There's an unspoken air of superiority in how offworlders in this novel—even those who clearly consider themselves liberal and sympathetic—regard and speak of the Earthers. But as the settings Lumi moves through make clear, humanity's new homes are replicating the same mistakes—the same rapacious resource extraction and fundamentally unequal economic systems—that caused Earth's destruction. The Stoneturners are calling for a complete reevaluation of how humanity constructs its societies. Their argument isn't entirely convincing—they seem to be opposed to any and all resource extraction, which seems unsustainable in settings whose very survival relies on technology. But their point, that natural environments—even lifeless ones like the Moon or the surface of Mars—are valuable in their own right, is a needed corrective to the prevailing attitude (in the novel's world, but also our own), that such settings exist only to be ground through the engine of progress.

That emphasis on the natural world even where we've been trained not to see it is mirrored in Itäranta's most distinctive (and, at first glance, counterintuitive) choice in this novel, the fact that Lumi is a shaman, who heals her patients by traveling to the spirit world to address the wounds to their souls.

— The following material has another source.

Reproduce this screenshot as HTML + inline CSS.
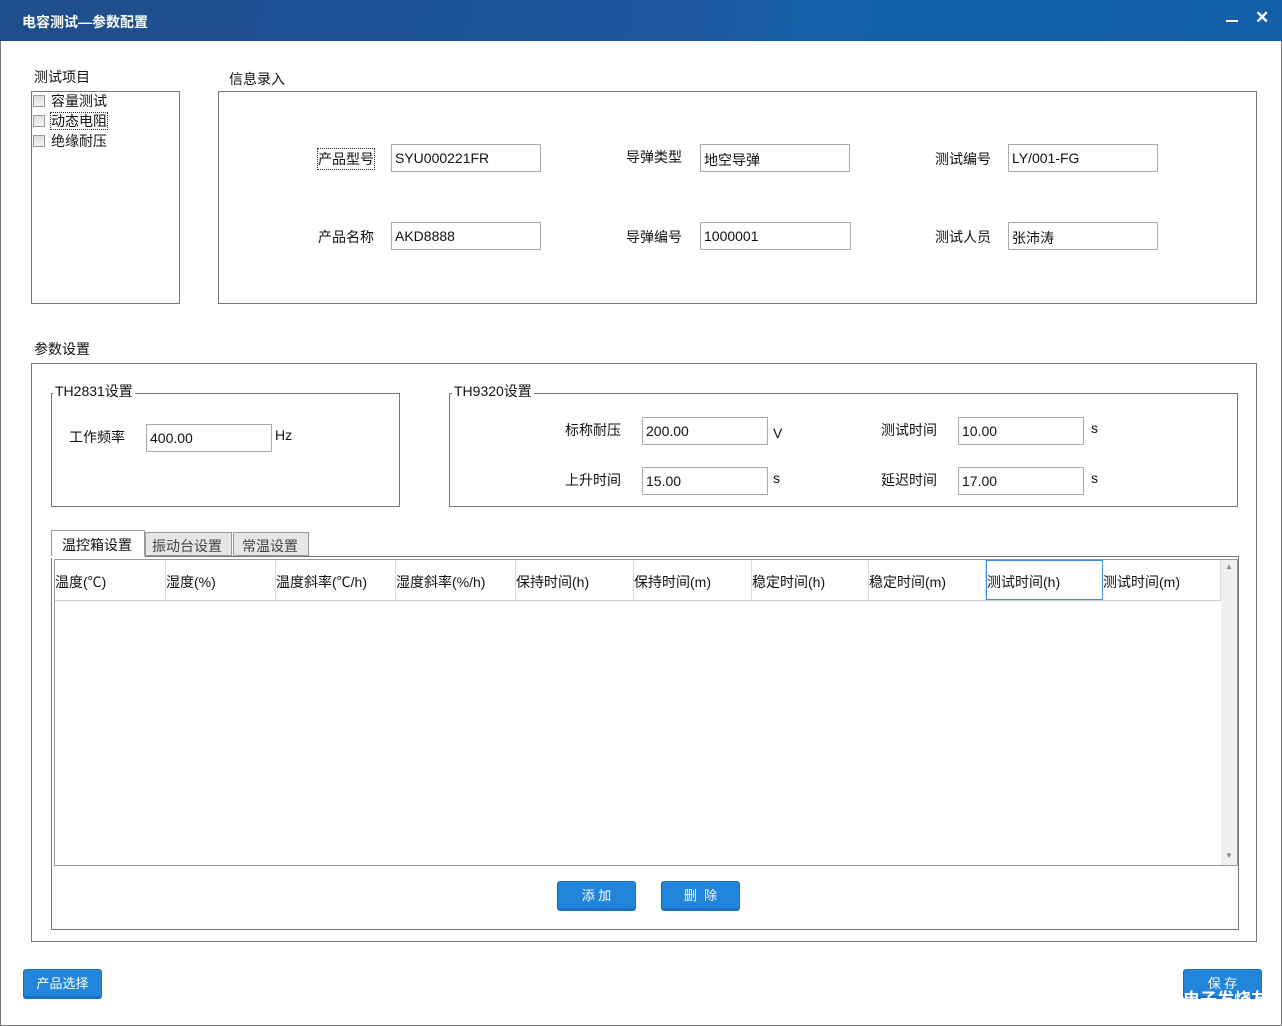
<!DOCTYPE html>
<html><head><meta charset="utf-8"><style>
*{margin:0;padding:0;box-sizing:border-box}
body{width:1282px;height:1026px;position:relative;background:#fff;font-family:"Liberation Sans","Microsoft YaHei","Noto Sans CJK SC",sans-serif;font-size:14px;color:#111;overflow:hidden}
.a{position:absolute}
.box{position:absolute;border:1px solid #777}
.in{position:absolute;border:1px solid #aaa;height:28px;background:#fff;padding:5px 0 0 3px;font-size:14px}
.lb{position:absolute;font-size:14px}
.gl{position:absolute;background:#fff;padding:0 2px;font-size:14px}
.btn{position:absolute;background:#2285dc;border:1px solid #1a6fc0;border-radius:3px;color:#fff;text-align:center;font-size:13px;box-shadow:inset 0 -2px 0 #1a70c8}
.cb{display:inline-block;width:12px;height:12px;border:1px solid #999;background:linear-gradient(#ddd,#f6f6f6);vertical-align:-1px;margin-right:6px}
.th{position:absolute;top:0;height:40px;border-right:1px solid #ddd;padding-top:12px;font-size:14px}
</style></head><body>
<div class="a" style="left:0;top:0;width:1282px;height:41px;background:linear-gradient(100deg,#1f4d8c 0%,#1c5496 40%,#1d58a0 55%,#1560a8 62%,#135fa8 100%)"></div>
<div class="a" style="left:22px;top:12px;color:#fff;font-weight:bold;font-size:14px">电容测试—参数配置</div>
<div class="a" style="left:1226px;top:20px;width:12px;height:2px;background:#fff"></div>
<div class="a" style="left:1255px;top:8px;color:#fff;font-weight:bold;font-size:17px">✕</div>
<div class="a" style="left:0;top:41px;width:1px;height:985px;background:#777"></div>
<div class="a" style="left:1281px;top:41px;width:1px;height:985px;background:#777"></div>
<div class="a" style="left:0;top:1025px;width:1282px;height:1px;background:#777"></div>

<div class="lb" style="left:34px;top:67px">测试项目</div>
<div class="box" style="left:31px;top:91px;width:149px;height:213px"></div>
<div class="lb" style="left:33px;top:91px;line-height:20px">
<div><span class="cb"></span>容量测试</div>
<div><span class="cb"></span><span style="outline:1px dotted #333">动态电阻</span></div>
<div><span class="cb"></span>绝缘耐压</div></div>

<div class="lb" style="left:229px;top:69px">信息录入</div>
<div class="box" style="left:218px;top:91px;width:1039px;height:213px"></div>
<div class="lb" style="left:318px;top:149px;outline:1px dotted #333">产品型号</div>
<div class="in" style="left:391px;top:144px;width:150px">SYU000221FR</div>
<div class="lb" style="left:626px;top:147px">导弹类型</div>
<div class="in" style="left:700px;top:144px;width:150px">地空导弹</div>
<div class="lb" style="left:935px;top:149px">测试编号</div>
<div class="in" style="left:1008px;top:144px;width:150px">LY/001-FG</div>
<div class="lb" style="left:318px;top:227px">产品名称</div>
<div class="in" style="left:391px;top:222px;width:150px">AKD8888</div>
<div class="lb" style="left:626px;top:227px">导弹编号</div>
<div class="in" style="left:700px;top:222px;width:151px">1000001</div>
<div class="lb" style="left:935px;top:227px">测试人员</div>
<div class="in" style="left:1008px;top:222px;width:150px">张沛涛</div>

<div class="lb" style="left:34px;top:339px">参数设置</div>
<div class="box" style="left:31px;top:363px;width:1226px;height:579px"></div>

<div class="box" style="left:51px;top:393px;width:349px;height:114px"></div>
<div class="gl" style="left:53px;top:381px">TH2831设置</div>
<div class="lb" style="left:69px;top:427px">工作频率</div>
<div class="in" style="left:146px;top:424px;width:126px">400.00</div>
<div class="lb" style="left:275px;top:427px">Hz</div>

<div class="box" style="left:449px;top:393px;width:789px;height:114px"></div>
<div class="gl" style="left:452px;top:381px">TH9320设置</div>
<div class="lb" style="left:565px;top:420px">标称耐压</div>
<div class="in" style="left:642px;top:417px;width:126px">200.00</div>
<div class="lb" style="left:773px;top:425px">V</div>
<div class="lb" style="left:881px;top:420px">测试时间</div>
<div class="in" style="left:958px;top:417px;width:126px">10.00</div>
<div class="lb" style="left:1091px;top:420px">s</div>
<div class="lb" style="left:565px;top:470px">上升时间</div>
<div class="in" style="left:642px;top:467px;width:126px">15.00</div>
<div class="lb" style="left:773px;top:470px">s</div>
<div class="lb" style="left:881px;top:470px">延迟时间</div>
<div class="in" style="left:958px;top:467px;width:126px">17.00</div>
<div class="lb" style="left:1091px;top:470px">s</div>

<div class="box" style="left:51px;top:556px;width:1188px;height:374px"></div>
<div class="a" style="left:51px;top:530px;width:94px;height:28px;border:1px solid #999;border-bottom:none;background:#fff;padding:4px 0 0 10px">温控箱设置</div>
<div class="a" style="left:145px;top:532px;width:87px;height:24px;border:1px solid #999;background:#e6e6e6;padding:3px 0 0 6px;color:#444">振动台设置</div>
<div class="a" style="left:233px;top:532px;width:76px;height:24px;border:1px solid #999;background:#e6e6e6;padding:3px 0 0 8px;color:#444">常温设置</div>
<div class="a" style="left:51px;top:556px;width:94px;height:2px;background:#fff"></div>

<div class="box" style="left:54px;top:559px;width:1184px;height:307px;border-color:#999"></div>
<div class="a" style="left:55px;top:560px;width:1166px;height:41px;border-bottom:1px solid #ccc">
<div class="th" style="left:0;width:111px">温度(℃)</div>
<div class="th" style="left:111px;width:110px">湿度(%)</div>
<div class="th" style="left:221px;width:120px">温度斜率(℃/h)</div>
<div class="th" style="left:341px;width:120px">湿度斜率(%/h)</div>
<div class="th" style="left:461px;width:118px">保持时间(h)</div>
<div class="th" style="left:579px;width:118px">保持时间(m)</div>
<div class="th" style="left:697px;width:117px">稳定时间(h)</div>
<div class="th" style="left:814px;width:117px">稳定时间(m)</div>
<div class="th" style="left:931px;width:117px;border:1px solid #3a8ee6;padding-top:11px">测试时间(h)</div>
<div class="th" style="left:1048px;width:118px">测试时间(m)</div>
</div>
<div class="a" style="left:1221px;top:560px;width:16px;height:305px;background:#f0f0f0"></div>
<div class="a" style="left:1225px;top:562px;font-size:8px;color:#888">▲</div>
<div class="a" style="left:1225px;top:851px;font-size:8px;color:#888">▼</div>

<div class="btn" style="left:557px;top:881px;width:79px;height:30px;line-height:28px">添 加</div>
<div class="btn" style="left:661px;top:881px;width:79px;height:30px;line-height:28px">删 &nbsp;除</div>
<div class="btn" style="left:23px;top:969px;width:79px;height:30px;line-height:28px">产品选择</div>
<div class="btn" style="left:1183px;top:969px;width:79px;height:30px;line-height:28px">保 存</div>
<div class="a" style="left:1183px;top:985px;color:#fff;font-weight:bold;font-size:17px;white-space:nowrap">电子发烧友</div>
</body></html>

There's a pointed, and presumably deliberate, lacuna when it comes to how the inhabitants of the novel's world square this practice with their heavily technologized lives, in much the same way that they never examine the underpinnings of their society, or wonder whether they are headed for the same destruction suffered by Earth. They are happy to benefit from Lumi's ministrations, without considering that their effectiveness might suggest the need to rethink the core assumptions of their worldview.

Itäranta never gives us the space to believe that Lumi's visions and sojourns are imagined or metaphorical. The spirit world is real, and Lumi's struggles through it parallel and inform her pursuit of Sol—as when she recalls her relationship with her mentor Vivian, who whisks Lumi off Earth and helps her develop her sensitivity to the spirit world while also introducing her to the solar system's underclass, and who turns out to have also been involved with the Stoneturners. Lumi's reminiscences also give us a glimpse into her and Sol's history as a couple, the growth of their relationship and the challenges it has faced. For all that Lumi's love and devotion to Sol run deep, it's also made clear that they are two separate people, with parts of their lives that they haven't shared—Lumi's spirituality, which Sol regards with respectful skepticism; Sol's work, including their connection to the Stoneturners, which they have kept hidden for years.

The Moonday of the title is the name given to an imaginary house that Lumi and Sol have been building together, a perfect home where the full faces of Mars's moons are always visible. It becomes a metaphor both for an idealized version of their marriage—a place where they are always present for one another, where there are no outside concerns to draw them away—and the search that nearly every person in the solar system, from the wage slaves on Earth to the privileged denizens of the cylinder cities, is engaged in, for a place where they can feel safe and comfortable. The two questions end up weaving together: can this marriage be saved? Can humanity find a new way to live, one that doesn't rest on exploitation and the existence of a permanent underclass? The novel ends with an upheaval that offers the hope of a new path going forward, but also, inevitably, on a note of ambiguity.

Comments

Ruzz said…
Read the review - and bought the book. It was all that you said it was - one of the best and most resonant pieces of writing I've read this year. Thank you as I would never have looked at it otherwise.
Richard said…
I'll be getting this. Good to see you in the Guardian too!